So I’ve had my online profile up for about a week. I’ve already blocked 25 guys. Mostly because I just don’t want to deal with the crap messages when I don’t want to respond because I’m not interested. Sometime I’ll say thanks when they compliment me…sometimes I just delete the message. There are times I get multiple messages even though I don’t respond. I get it buddy…this shit ain’t easy.
Let’s see I’ve gotten several “your stunning” or “your beautiful” messages, one “I want you” to which I responded with “NO” and then blocked. There was the guy who sent the nice poem like message, referencing one photo where it looks like you can see a lacey bra, but it’s really just part of the top, I didn’t respond. Then there was the guy with no picture (I’m still leery from the last one) where he was looking to grab a drink and meet. I visited his profile and saw that he was looking for discretion and casual sex. I told him I felt that he was married, and I’ve had enough casual sex, so no thanks. I was right…fucker. There have been several much older men, black men, Asian and Hispanic guys, which I’m not interested in. Once and a while I’ll get the “hi” which I kind of think is lame, till I realize I just “flirted” with a guy instead of sending a genuine message.
Honestly I don’t even know why I opened myself up for this crap. I’m not into it…I really don’t know what I want right now.
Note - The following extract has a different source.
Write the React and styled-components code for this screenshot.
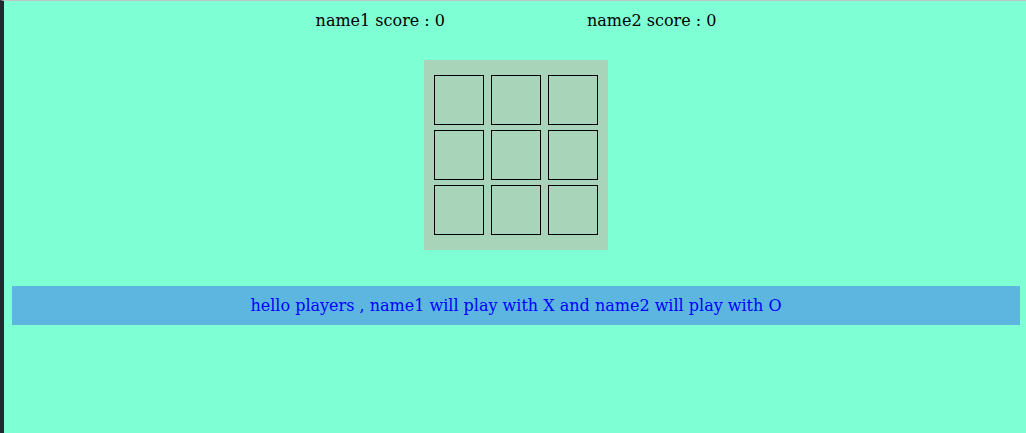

I’m bored…which means I’m looking for some entertainment. So far nothing. I block, and block and block. There is a part of me that hopes that some sort of “diamond in the rough” will find it’s way to me…but honestly I’m not holding out much hope for anything at all. Being bored sucks. Online dating sucks.
Everyday it’s a balance between madness and sanity. I want, but I don’t…I need, yeah not really. Help me please. I need to get out of the house for one thing…but I’m broke and clueless as to what to do. I imagine myself in some romantic movie where I decide to venture off to a town I’ve never been…exploring on my own and run into the man of my dreams. Oh wouldn’t that be nice. I however don’t have that kind of luck…does anyone? Shit, I’m sure there are women out there who don’t seem to have trouble attracting men who want to spoil them and actually DATE them. Not me.
I’m not going to wallow in self pity, I know I put myself in this position all on my own. It seems like I need to shake things up a bit…but there is a part of me that fears just more of the same lameness….I’m sick and tired of the lameness. I need another one night stand like I need a hold in my head. Again, I’m just bored.
Maybe it’s time to paint the diningroom. That would certainly shake things up… Ha! I kill myself sometimes.